Trading performance and outlook

  • Organic revenue growth for FY25 expected at approximately 2% with underlying margin around 10%, including £25-30m in one-off charges.

  • FY26 revenue growth forecasted at 3-5% with margins of 11-12%.

  • Order intake for the year projected to exceed a book-to-bill ratio of 1.

  • Cash conversion remains strong, with net debt expected to be in line with last year and net debt to EBITDA at about 0.5x for FY25.

  • Share buyback programme extended by up to £200m over the next two years, following completion of the current £50m tranche.

Segmental and regional performance

  • UK Defence Sector (c.50% of revenue) continues strong performance due to longer duration contracts.

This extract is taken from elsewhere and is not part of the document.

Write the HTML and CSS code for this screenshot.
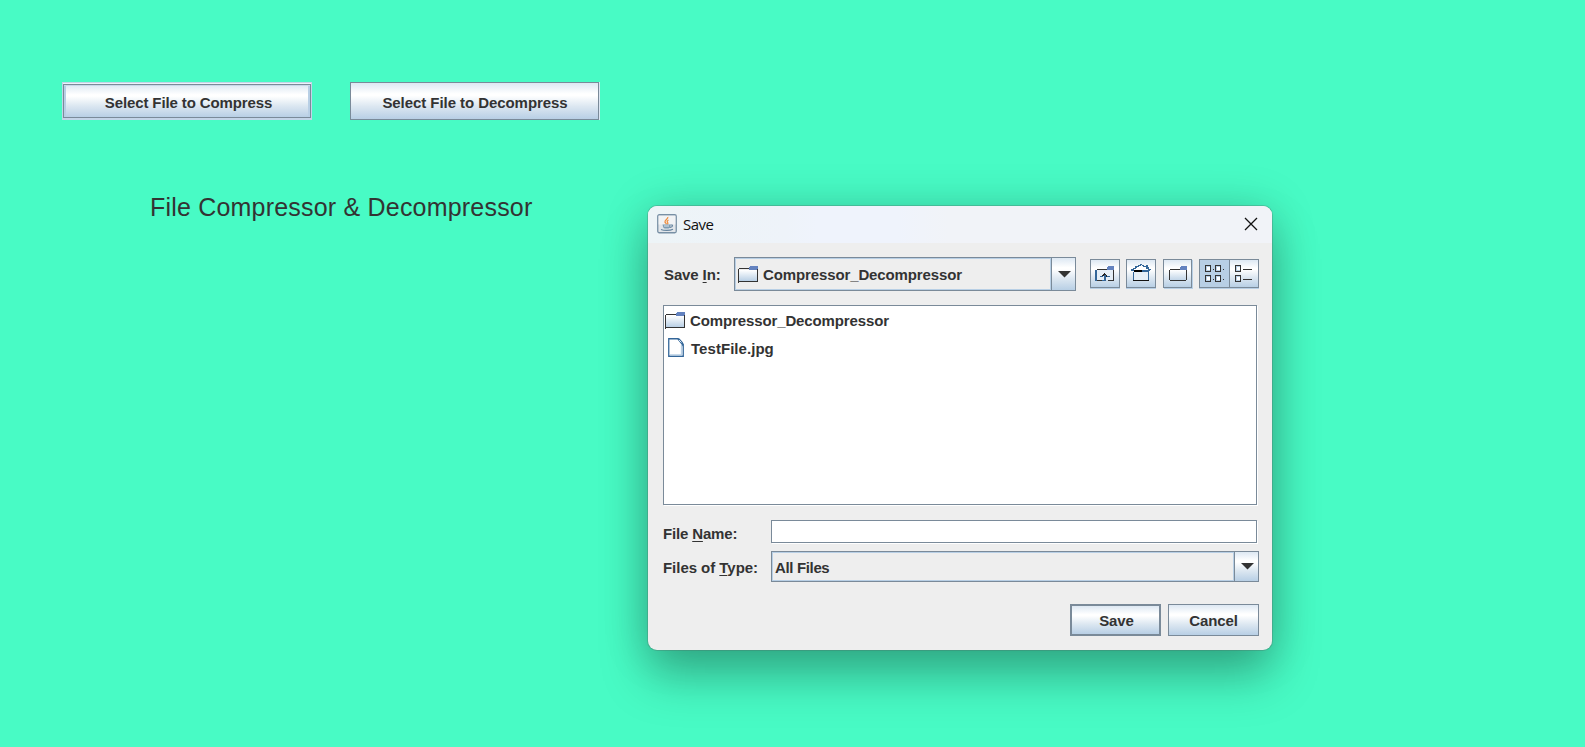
FILE: index.html
```
<!DOCTYPE html>
<html lang="en">
<head>
<meta charset="utf-8">
<title>File Compressor &amp; Decompressor</title>
<link rel="stylesheet" href="styles.css">
</head>
<body>
<svg width="0" height="0" class="defs">
  <defs>
    <linearGradient id="metal" x1="0" y1="0" x2="0" y2="1"><stop offset="0" stop-color="#fff"/><stop offset="1" stop-color="#b8cfe5"/></linearGradient>
    <symbol id="folder" viewBox="0 0 20 17">
      <g shape-rendering="crispEdges">
        <path d="M1 4h18v11H1z" fill="url(#metal)"/>
        <path d="M0 3h1v14H0zM1 2h10v1H1zM19 3h1v13h-1zM1 15h19v1H1z" fill="#333"/>
        <path d="M12 0h8v3h-1v1h-8V1h1z" fill="#6382bf"/>
      </g>
    </symbol>
  </defs>
</svg>
<main class="frame">
  <div class="actions">
    <button class="action focused"><span>Select File to Compress</span></button>
    <button class="action plain"><span>Select File to Decompress</span></button>
  </div>
  <h1 class="heading">File Compressor &amp; Decompressor</h1>
</main>

<section class="dialog">
  <header class="titlebar">
    <svg class="java" width="20" height="20" viewBox="0 0 20 20">
      <rect x=".75" y=".75" width="18.500" height="18" rx="1.500" fill="#e2e6ea" stroke="#7890a5" stroke-width="1.300"/>
      <path d="M1.500 1.500h17v9h-17z" fill="#fff" fill-opacity=".5"/>
      <path d="M10.800 3c.5 2-3.300 3-2.800 5 .2 1 1.200 1.200 1.500 2.200M11.500 6c-2 1-1.300 2.100-.8 2.700.5.700 0 1.300-.4 1.600" fill="none" stroke="#ee8f42" stroke-width="1.300"/>
      <path d="M5.500 10.500h8v2c0 1.500-1 2-4 2s-3-.500-3.500-2z" fill="#7f9cb2"/>
      <path d="M13.500 11c3-.5 2.500 2-.5 2.500M4 15.500c3 1.300 9 1.200 12-.3" fill="none" stroke="#6886a0" stroke-width="1.100"/>
      <path d="M7 12h5" stroke="#dce6ee"/>
    </svg>
    <span class="caption">Save</span>
    <svg class="close" width="14" height="14" viewBox="0 0 14 14"><path d="M1 1l12 12M13 1L1 13" stroke="#111" stroke-width="1.300"/></svg>
  </header>

  <div class="lookin">
    <label class="label">Save <u>I</u>n:</label>
    <div class="combo combo-dir">
      <div class="value"><svg width="20" height="17"><use href="#folder"/></svg><span>Compressor_Decompressor</span></div>
      <div class="arrow"><svg width="13" height="7"><path d="M0 0h13L6.500 6.500z" fill="#333"/></svg></div>
    </div>
    <div class="tools">
      <button class="tool">
        <svg width="20" height="16" viewBox="0 0 20 16" shape-rendering="crispEdges">
          <path d="M2 4h17v10H2z" fill="#e6eff7"/>
          <path d="M2 3h11v1H2zM18 3h1v12h-1zM2 14h6v1H2zM13 14h6v1h-6z" fill="#333"/>
          <path d="M13 0h6v4h-7V1h1z" fill="#6382bf"/>
          <path d="M0 4h2v11H0z" fill="#336699"/>
          <path d="M9 7h1v1h1v1h1v1h1v1h-2v-1H8v1H6v-1h1V9h1V8h1z" fill="#222"/>
          <path d="M5 10h3v1H5zM12 10h3v1h-3zM9 9h2v6H9zM7 14h2v1H7z" fill="#336699"/>
        </svg>
      </button>
      <button class="tool home">
        <svg width="20" height="18" viewBox="0 0 20 18" shape-rendering="crispEdges">
          <path d="M3 7h14v9H3z" fill="#e6eff7"/><path d="M3 4h14v3H2zM6 2h8v3H6z" fill="#fff"/>
          <path d="M0 5h3v2H0zM2 4h3v1H2zM4 2h2v2H4zM5 2h3v1H5zM7 1h3v1H7zM9 0h2v1H9zM11 1h2v1h-2zM12 2h3v1h-3zM15 1h2v3h-2zM15 3h3v2h-3zM17 5h3v1h-3zM1 6h2v1H1zM11 6h8v1h-8z" fill="#336699"/>
          <path d="M3 6h8v2H3z" fill="#000"/><path d="M11 7h6v1h-6z" fill="#336699"/>
          <path d="M2 8h1v8H2zM17 7h1v9h-1z" fill="#336699"/><path d="M2 16h16v1H2z" fill="#111"/>
        </svg>
      </button>
      <button class="tool third">
        <svg width="18" height="16" viewBox="0 0 18 16" shape-rendering="crispEdges">
          <path d="M1 4h16v10H1z" fill="url(#metal)" fill-opacity=".65"/>
          <path d="M1 3h11v1H1zM17 4h1v10h-1zM1 14h16v1H1zM0 4h1v10H0z" fill="#333"/>
          <path d="M12 0h6v4h-7V1h1z" fill="#6382bf"/>
        </svg>
      </button>
      <div class="toggles">
        <button class="tool pressed">
          <svg width="19" height="17" viewBox="0 0 19 17" shape-rendering="crispEdges">
            <path d="M0 0h6v7H0zM10 0h6v7h-6zM0 10h6v7H0zM10 10h6v7h-6z" fill="#333"/>
            <path d="M1 1h4v5H1zM11 1h4v5h-4zM1 11h4v5H1zM11 11h4v5h-4z" fill="#b8cfe5"/>
            <path d="M2 2h3v3H2zM12 2h3v3h-3zM2 12h3v3H2zM12 12h3v3h-3z" fill="#fff"/>
            <path d="M8 4h1v1H8zM18 4h1v1h-1zM8 14h1v1H8zM18 14h1v1h-1z" fill="#333"/>
          </svg>
        </button>
        <button class="tool last">
          <svg width="17" height="17" viewBox="0 0 17 17" shape-rendering="crispEdges">
            <path d="M0 0h6v7H0zM0 10h6v7H0zM8 4h9v1H8zM8 14h9v1H8z" fill="#333"/>
            <path d="M1 1h4v5H1zM1 11h4v5H1z" fill="#b8cfe5"/>
            <path d="M2 2h3v3H2zM2 12h3v3H2z" fill="#fff"/>
          </svg>
        </button>
      </div>
    </div>
  </div>

  <div class="files">
    <div class="row"><svg width="20" height="17"><use href="#folder"/></svg><span>Compressor_Decompressor</span></div>
    <div class="row doc">
      <svg width="16" height="19" viewBox="0 0 16 19"><path d="M.75.75H10l5.250 5.500v12H.75z" fill="#fff" stroke="#336699" stroke-width="1.300"/><path d="M13.500 7v9.800H2" fill="none" stroke="#b8cfe5" stroke-width="1.300"/><path d="M9 .500l6 8V4.500L11.500.500z" fill="#336699"/><path d="M11 2l2.500 2.500" stroke="#dce8f4"/></svg>
      <span class="testfile">TestFile.jpg</span>
    </div>
  </div>

  <div class="field-row name-row"><label class="label">File <u>N</u>ame:</label><div class="input"></div></div>
  <div class="field-row type-row">
    <label class="label">Files of <u>T</u>ype:</label>
    <div class="combo combo-type"><div class="value">All Files</div><div class="arrow"><svg width="13" height="7"><path d="M0 0h13L6.500 6.500z" fill="#333"/></svg></div></div>
  </div>
  <footer class="buttons"><button class="button default">Save</button><button class="button">Cancel</button></footer>
</section>
</body>
</html>
```
FILE: styles.css
```
* { box-sizing: border-box; }
body {
  margin: 0;
  height: 747px;
  overflow: hidden;
  background: #48fbc5;
  color: #333;
  font: bold 15px/18px "Liberation Sans", Arial, sans-serif;
  letter-spacing: -.12px;
}
svg { display: block; flex: none; }
.defs { position: absolute; }
button { padding: 0; margin: 0; font: inherit; letter-spacing: inherit; color: inherit; border-radius: 0; }
u { text-decoration: underline; text-decoration-thickness: 1px; text-underline-offset: 2px; }

.frame { padding: 82px 0 0 62px; }
.actions { display: flex; gap: 38px; }
.action {
  width: 250px;
  height: 38px;
  border: 1px solid #7a8a99;
  background: linear-gradient(#dde8f3, #fff 30%, #fff 35%, #dce7f1 65%, #b8cfe5);
}
.focused {
  padding: 1px 0;
  border-color: #c3d4e8;
  background: #c3d4e8;
  box-shadow: inset 0 1px #edf2fa;
}
.focused span {
  display: flex;
  align-items: center;
  justify-content: center;
  height: 34px;
  padding: 4px 0 0 3px;
  border: 1px solid #7a8a99;
  background: linear-gradient(#dde8f3, #fff 30%, #fff 35%, #dce7f1 65%, #b8cfe5);
  box-shadow: inset 0 1px #c9d9ea, inset 2px 0 #b8cfe5, inset -2px 0 #b8cfe5;
}
.plain { width: 249px; padding: 4px 0 0 1px; letter-spacing: -.06px; box-shadow: 1px 0 #dbe6f2; }
.heading { margin: 73px 0 0 88px; font-size: 25px; font-weight: 400; line-height: 28px; letter-spacing: .2px; }

.dialog {
  position: absolute;
  left: 648px;
  top: 206px;
  width: 624px;
  height: 444px;
  display: flex;
  flex-direction: column;
  border-radius: 9px;
  background: #eee;
  box-shadow: 0 0 0 1px rgba(80, 110, 100, .3), 0 28px 48px rgba(0, 0, 0, .25), 0 2px 46px rgba(0, 0, 0, .18);
}
.titlebar {
  display: flex;
  align-items: center;
  height: 37px;
  padding: 0 14px 0 9px;
  border-radius: 9px 9px 0 0;
  background: linear-gradient(90deg, #edf4f7, #eef3f9 22%, #eff3fc 27%, #eff3fc 40%, #f1f3f8 48%);
}
.java { margin-bottom: 2px; }
.caption { margin: 0 0 2px 6px; color: #111; font: 15px/20px "Open Sans", "Noto Sans", sans-serif; letter-spacing: -.5px; }
.close { margin: 0 0 1px auto; }

.lookin { display: flex; height: 34px; margin: 14px 13px 0 16px; }
.lookin .label { width: 70px; padding-top: 9px; }
.combo { display: flex; border: 1px solid #7a8a99; }
.value {
  flex: 1;
  display: flex;
  align-items: center;
  gap: 5px;
  border: 1px solid #b8cfe5;
}
.arrow {
  display: flex;
  align-items: center;
  justify-content: center;
  width: 24px;
  padding-left: 1px;
  border-left: 1px solid #7a8a99;
  background: linear-gradient(#dde8f3, #fff 30%, #fff 35%, #dce7f1 65%, #b8cfe5);
}
.combo-dir { width: 342px; }
.combo-dir .value { padding: 1px 0 0 2px; }
.tools { display: flex; margin: 2px 0 0 14px; }
.tool {
  display: flex;
  align-items: center;
  justify-content: center;
  width: 30px;
  height: 29px;
  border: 1px solid #7a8a99;
  background: linear-gradient(#dde8f3, #fff 30%, #fff 35%, #dce7f1 65%, #b8cfe5);
  box-shadow: 0 1px #b8cfe5;
}
.home { margin-left: 6px; padding-bottom: 1px; }
.third { width: 29px; margin-left: 7px; box-shadow: 1px 1px #b8cfe5; }
.toggles { display: flex; margin-left: 7px; }
.pressed { width: 31px; background: #b8cfe5; }
.last { width: 30px; margin-left: -1px; padding-right: 2px; }

.files {
  width: 594px;
  height: 200px;
  margin: 14px 0 0 15px;
  padding: 5px 0 0 1px;
  border: 1px solid #7a8a99;
  background: #fff;
  box-shadow: 1px 1px #fff;
}
.row { display: flex; align-items: center; gap: 5px; height: 19px; }
.doc { margin-top: 8px; padding-left: 3px; gap: 7px; }
.testfile { padding-top: 2px; letter-spacing: .05px; }

.field-row { display: flex; margin-left: 15px; }
.field-row .label { width: 108px; }
.name-row { height: 23px; margin-top: 15px; }
.name-row .label { padding-top: 5px; letter-spacing: -.16px; }
.input { width: 486px; height: 23px; border: 1px solid #7a8a99; background: #fff; box-shadow: 1px 1px #fff; }
.type-row { height: 31px; margin-top: 8px; }
.type-row .label { padding-top: 8px; letter-spacing: -.04px; }
.combo-type { width: 488px; }
.combo-type .value { padding: 3px 0 0 2px; letter-spacing: -.35px; }
.buttons { display: flex; justify-content: flex-end; gap: 7px; margin: 22px 13px 0 0; }
.button {
  width: 91px;
  height: 32px;
  padding-top: 2px;
  border: 1px solid #7a8a99;
  background: linear-gradient(#dde8f3, #fff 30%, #fff 35%, #dce7f1 65%, #b8cfe5);
}
.default { border-width: 2px; padding-left: 2px; }
```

  • UK Intelligence Sector (c.25% of revenue) faces further delays in short cycle contract awards, leading to resizing of capabilities.

  • US Sector (c.25% of revenue) sees growth in long-term programmes but ongoing delays in higher margin product sales.

US business review and exceptional charges

  • US operations undergoing restructuring under new leadership to support future growth.

  • Goodwill impairment charge of approximately £140m expected at year end due to market and operational factors.

  • Additional one-off, largely non-cash charges of £35-40m identified, mainly in legacy US operations.